Getting into the ring against Joseph Parker in Christchurch on Thursday will be an achievement in itself for Solomon Haumono, a former league player turned professional boxer who has confronted several personal demons.

The 40-year-old has admitted to using drugs during his NRL career and suffered from severe depression which led to several suicide attempts.

"I began using ice [meth] while I was still playing in the NRL. I am just so lucky it didn't take a hold of me like it has so many others," he said in an interview last year with the Sunday Telegraph.

Auckland-born Haumono, who played for several Australian league clubs, has admitted being addicted to drugs for decades. At his worst point, he was manufacturing his own drugs, including meth, and has also admitted using marijuana and cocaine.


Haumono followed his father Maile in becoming an Australian heavyweight champion. Raised in Sydney, he is of Tongan heritage and played in the Tonga side which almost upset the Kiwis at the 1995 World Cup.

He quit league to follow his passion for boxing in 2000, the same time as friend Anthony Mundine. Mundine, who made his pro debut on the same card and went on to have a successful career, reckons Haumono can surprise Parker.

"I texted him when I found out he got the fight against Parker, because I know how big this is, the biggest of his career," Mundine told the Daily Telegraph recently. "His response to me was, 'I'm going to take him to dark places'.

"Now I don't know what that meant, but I definitely don't want to be going to dark places with Sol. If you don't know the brother, and he says he wants to take you to a dark place, you definitely aren't going anywhere good.

"Sol is in with a big chance, simply because of his sheer power and belief in himself. The one thing I know about Sol is that his desire to be a world champion goes back a long way."

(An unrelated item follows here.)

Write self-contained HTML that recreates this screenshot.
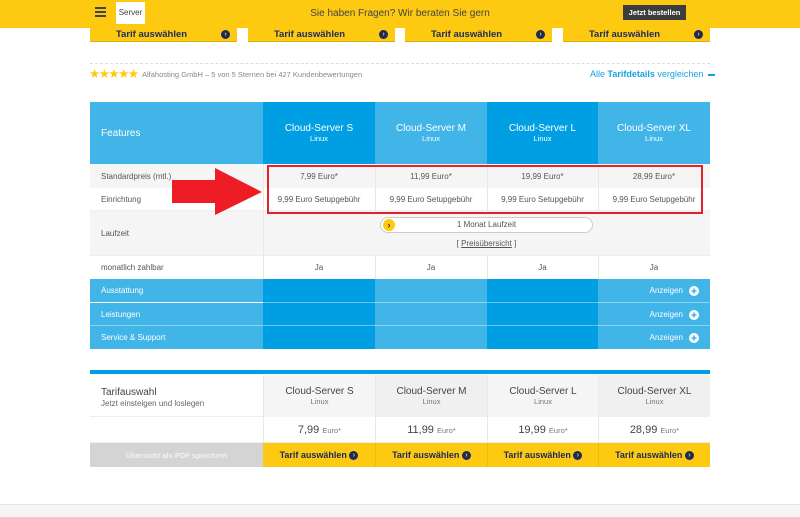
<!DOCTYPE html>
<html><head><meta charset="utf-8"><style>
*{margin:0;padding:0;box-sizing:border-box}
body{width:800px;height:517px;overflow:hidden;background:#fff;font-family:"Liberation Sans",sans-serif;position:relative;color:#555}
.abs{position:absolute}
.top{left:0;top:0;width:800px;height:28px;background:#fdc911}
.tbtn{top:28px;height:14px;background:#fdc911;border-bottom:1px solid #d9b00f;font-size:9.5px;font-weight:bold;color:#1e2a5a;line-height:13px}
.tbtn span.t{position:absolute;left:0;width:147px;text-align:center;left:-12px}
.tbtn .dot{position:absolute;right:7px;top:2px}
.dot{display:inline-block;width:9px;height:9px;border-radius:50%;background:#1e2a5a;color:#fdc911;font-size:7px;line-height:9px;text-align:center;vertical-align:middle}
.cell{position:absolute;display:flex;align-items:center;justify-content:center;font-size:8px;color:#555}
.fl{justify-content:flex-start;padding-left:11px}
.dk{background:#009fe3}.lt{background:#41b4e8}
.w{color:#fff}
.plus{margin-left:6px}
.by{font-size:9px;color:#1e2a5a;font-weight:bold}
</style></head><body>
<div class="abs top"></div>
<div class="abs" style="left:95px;top:7px;width:11px;height:2px;background:#444;box-shadow:0 4px 0 #444,0 8px 0 #444"></div>
<div class="abs" style="left:116px;top:2px;width:29px;height:22px;background:#fff;font-size:8px;color:#444;text-align:center;line-height:22px">Server</div>
<div class="abs" style="left:300px;top:8px;width:200px;text-align:center;font-size:10px;color:#444">Sie haben Fragen? Wir beraten Sie gern</div>
<div class="abs" style="left:623px;top:5px;width:63px;height:15px;background:#3d3d3d;color:#fff;font-size:7.5px;font-weight:bold;text-align:center;line-height:15px">Jetzt bestellen</div>
<div class="abs tbtn" style="left:90px;width:147px"><span class="t">Tarif auswählen</span><span class="dot">›</span></div>
<div class="abs tbtn" style="left:248px;width:147px"><span class="t">Tarif auswählen</span><span class="dot">›</span></div>
<div class="abs tbtn" style="left:405px;width:147px"><span class="t">Tarif auswählen</span><span class="dot">›</span></div>
<div class="abs tbtn" style="left:563px;width:147px"><span class="t">Tarif auswählen</span><span class="dot">›</span></div>
<div class="abs" style="left:90px;top:63px;width:620px;border-top:1px dashed #ddd"></div>
<div class="abs" style="left:89px;top:66px;font-size:12.5px;color:#fdc911;letter-spacing:-1.5px">★★★★★</div>
<div class="abs" style="left:142px;top:70px;font-size:7.5px;color:#888">Alfahosting GmbH – 5 von 5 Sternen bei 427 Kundenbewertungen</div>
<div class="abs" style="left:590px;top:69px;width:120px;font-size:9px;color:#1aa1e0;white-space:nowrap">Alle <b>Tarifdetails</b> vergleichen <span style="display:inline-block;width:7px;height:2px;background:#1aa1e0;vertical-align:middle;margin-left:2px"></span></div>

<div class="cell fl lt w" style="left:90px;top:102px;width:173px;height:62px;font-size:10px">Features</div>
<div class="cell dk w" style="left:263px;top:102px;width:112px;height:62px;flex-direction:column;font-size:10px">Cloud-Server S<span style="font-size:7.5px">Linux</span></div>
<div class="cell lt w" style="left:375px;top:102px;width:112px;height:62px;flex-direction:column;font-size:10px">Cloud-Server M<span style="font-size:7.5px">Linux</span></div>
<div class="cell dk w" style="left:487px;top:102px;width:111px;height:62px;flex-direction:column;font-size:10px">Cloud-Server L<span style="font-size:7.5px">Linux</span></div>
<div class="cell lt w" style="left:598px;top:102px;width:112px;height:62px;flex-direction:column;font-size:10px">Cloud-Server XL<span style="font-size:7.5px">Linux</span></div>

<div class="abs" style="left:90px;top:164px;width:620px;height:24px;background:#f5f5f5"></div>
<div class="abs" style="left:90px;top:188px;width:620px;height:23px;background:#fff;border-bottom:1px solid #eee"></div>
<div class="abs" style="left:90px;top:211px;width:620px;height:45px;background:#f5f5f5;border-bottom:1px solid #eee"></div>
<div class="abs" style="left:90px;top:256px;width:620px;height:23px;background:#fff"></div>
<div class="abs" style="left:263px;top:164px;width:1px;height:115px;background:#e8e8e8"></div>
<div class="abs" style="left:375px;top:164px;width:1px;height:47px;background:#e8e8e8"></div>
<div class="abs" style="left:487px;top:164px;width:1px;height:47px;background:#e8e8e8"></div>
<div class="abs" style="left:598px;top:164px;width:1px;height:47px;background:#e8e8e8"></div>
<div class="abs" style="left:375px;top:256px;width:1px;height:23px;background:#e8e8e8"></div>
<div class="abs" style="left:487px;top:256px;width:1px;height:23px;background:#e8e8e8"></div>
<div class="abs" style="left:598px;top:256px;width:1px;height:23px;background:#e8e8e8"></div>

<div class="cell fl" style="left:90px;top:164px;width:173px;height:24px">Standardpreis (mtl.)</div>
<div class="cell fl" style="left:90px;top:188px;width:173px;height:23px">Einrichtung</div>
<div class="cell fl" style="left:90px;top:211px;width:173px;height:45px">Laufzeit</div>
<div class="cell fl" style="left:90px;top:256px;width:173px;height:23px">monatlich zahlbar</div>

<div class="cell" style="left:263px;top:164px;width:112px;height:24px">7,99 Euro*</div>
<div class="cell" style="left:375px;top:164px;width:112px;height:24px">11,99 Euro*</div>
<div class="cell" style="left:487px;top:164px;width:111px;height:24px">19,99 Euro*</div>
<div class="cell" style="left:598px;top:164px;width:112px;height:24px">28,99 Euro*</div>
<div class="cell" style="left:263px;top:188px;width:112px;height:23px">9,99 Euro Setupgebühr</div>
<div class="cell" style="left:375px;top:188px;width:112px;height:23px">9,99 Euro Setupgebühr</div>
<div class="cell" style="left:487px;top:188px;width:111px;height:23px">9,99 Euro Setupgebühr</div>
<div class="cell" style="left:598px;top:188px;width:112px;height:23px">9,99 Euro Setupgebühr</div>
<div class="cell" style="left:263px;top:256px;width:112px;height:23px">Ja</div>
<div class="cell" style="left:375px;top:256px;width:112px;height:23px">Ja</div>
<div class="cell" style="left:487px;top:256px;width:111px;height:23px">Ja</div>
<div class="cell" style="left:598px;top:256px;width:112px;height:23px">Ja</div>

<div class="abs" style="left:380px;top:217px;width:213px;height:16px;border:1px solid #ccc;border-radius:8px;background:#fff;font-size:8px;text-align:center;line-height:14px">1 Monat Laufzeit</div>
<div class="abs" style="left:383px;top:219px;width:12px;height:12px;border-radius:50%;background:#fdc911;font-size:9px;font-weight:bold;color:#333;text-align:center;line-height:12px">›</div>
<div class="abs" style="left:380px;top:239px;width:213px;text-align:center;font-size:8px">[ <u>Preisübersicht</u> ]</div>

<div class="abs" style="left:267px;top:165px;width:436px;height:49px;border:2px solid #e4202a"></div>
<svg class="abs" style="left:170px;top:167px" width="94" height="49"><polygon points="2,13 45,13 45,1 92,25 45,48 45,36 2,36" fill="#ee1c25"/></svg>

<div class="cell fl lt w" style="left:90px;top:279px;width:173px;height:23px">Ausstattung</div>
<div class="cell fl lt w" style="left:90px;top:303px;width:173px;height:23px">Leistungen</div>
<div class="cell fl lt w" style="left:90px;top:326px;width:173px;height:23px">Service &amp; Support</div>
<div class="abs dk" style="left:263px;top:279px;width:112px;height:70px"></div>
<div class="abs lt" style="left:375px;top:279px;width:112px;height:70px"></div>
<div class="abs dk" style="left:487px;top:279px;width:111px;height:70px"></div>
<div class="abs lt" style="left:598px;top:279px;width:112px;height:70px"></div>
<div class="cell w" style="left:598px;top:279px;width:112px;height:23px;justify-content:flex-end;padding-right:11px">Anzeigen<svg class="plus" width="10" height="10"><circle cx="5" cy="5" r="5" fill="#fff"/><path d="M5 2.5v5M2.5 5h5" stroke="#41b4e8" stroke-width="1.6"/></svg></div>
<div class="cell w" style="left:598px;top:303px;width:112px;height:23px;justify-content:flex-end;padding-right:11px">Anzeigen<svg class="plus" width="10" height="10"><circle cx="5" cy="5" r="5" fill="#fff"/><path d="M5 2.5v5M2.5 5h5" stroke="#41b4e8" stroke-width="1.6"/></svg></div>
<div class="cell w" style="left:598px;top:326px;width:112px;height:23px;justify-content:flex-end;padding-right:11px">Anzeigen<svg class="plus" width="10" height="10"><circle cx="5" cy="5" r="5" fill="#fff"/><path d="M5 2.5v5M2.5 5h5" stroke="#41b4e8" stroke-width="1.6"/></svg></div>
<div class="abs" style="left:90px;top:302px;width:620px;height:1px;background:rgba(255,255,255,0.4)"></div>
<div class="abs" style="left:90px;top:325px;width:620px;height:1px;background:rgba(255,255,255,0.4)"></div>

<div class="abs" style="left:90px;top:370px;width:620px;height:4px;background:#009fe3"></div>
<div class="abs" style="left:90px;top:375px;width:173px;height:42px;background:#fff;border-bottom:1px solid #eee"></div>
<div class="abs" style="left:101px;top:387px;font-size:10px;color:#444">Tarifauswahl</div>
<div class="abs" style="left:101px;top:399px;font-size:8px;color:#666">Jetzt einsteigen und loslegen</div>
<div class="cell" style="left:263px;top:375px;width:112px;height:42px;background:#f5f5f5;flex-direction:column;font-size:10px;color:#444;border-left:1px solid #e8e8e8">Cloud-Server S<span style="font-size:7.5px;color:#777">Linux</span></div>
<div class="cell" style="left:375px;top:375px;width:112px;height:42px;background:#f0f0f0;flex-direction:column;font-size:10px;color:#444;border-left:1px solid #e8e8e8">Cloud-Server M<span style="font-size:7.5px;color:#777">Linux</span></div>
<div class="cell" style="left:487px;top:375px;width:111px;height:42px;background:#f5f5f5;flex-direction:column;font-size:10px;color:#444;border-left:1px solid #e8e8e8">Cloud-Server L<span style="font-size:7.5px;color:#777">Linux</span></div>
<div class="cell" style="left:598px;top:375px;width:112px;height:42px;background:#f0f0f0;flex-direction:column;font-size:10px;color:#444;border-left:1px solid #e8e8e8">Cloud-Server XL<span style="font-size:7.5px;color:#777">Linux</span></div>
<div class="abs" style="left:90px;top:417px;width:620px;height:26px;border-bottom:1px solid #eee"></div>
<div class="cell" style="left:263px;top:417px;width:112px;height:26px;font-size:11px;color:#444;border-left:1px solid #e8e8e8">7,99&nbsp;<span style="font-size:7.5px;color:#777">Euro*</span></div>
<div class="cell" style="left:375px;top:417px;width:112px;height:26px;font-size:11px;color:#444;border-left:1px solid #e8e8e8">11,99&nbsp;<span style="font-size:7.5px;color:#777">Euro*</span></div>
<div class="cell" style="left:487px;top:417px;width:111px;height:26px;font-size:11px;color:#444;border-left:1px solid #e8e8e8">19,99&nbsp;<span style="font-size:7.5px;color:#777">Euro*</span></div>
<div class="cell" style="left:598px;top:417px;width:112px;height:26px;font-size:11px;color:#444;border-left:1px solid #e8e8e8">28,99&nbsp;<span style="font-size:7.5px;color:#777">Euro*</span></div>
<div class="cell" style="left:90px;top:443px;width:173px;height:24px;background:#d4d4d4;color:#f2f2f2;font-size:7.5px;font-weight:bold">Übersicht als PDF speichern</div>
<div class="cell" style="left:263px;top:443px;width:447px;height:24px;background:#fdc911"></div>
<div class="cell by" style="left:263px;top:443px;width:112px;height:24px">Tarif auswählen&nbsp;<span class="dot">›</span></div>
<div class="cell by" style="left:375px;top:443px;width:112px;height:24px;border-left:1px solid #e8c010">Tarif auswählen&nbsp;<span class="dot">›</span></div>
<div class="cell by" style="left:487px;top:443px;width:111px;height:24px;border-left:1px solid #e8c010">Tarif auswählen&nbsp;<span class="dot">›</span></div>
<div class="cell by" style="left:598px;top:443px;width:112px;height:24px;border-left:1px solid #e8c010">Tarif auswählen&nbsp;<span class="dot">›</span></div>

<div class="abs" style="left:0;top:504px;width:800px;height:13px;background:#f5f5f5;border-top:1px solid #e6e6e6"></div>
</body></html>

A victory for Haumono against Parker would be a huge shock and would pave the way for a shot at Anthony Joshua's IBF heavyweight title.

Parker represents the highest quality opponent Haumono has faced in his 28 professional fights, of which he has won 24, but while trainer Justin Fortune has said his man is in the best possible physical shape, the occasion is a big one for someone who appeared overawed in his last fight against lowly Argentine Manuel Alberto Pucheta.

Haumono has been angling for a fight against Parker for some time. Now he gets his chance in what is likely to be the biggest pay-day of his career, quite some achievement given where he was a few years ago.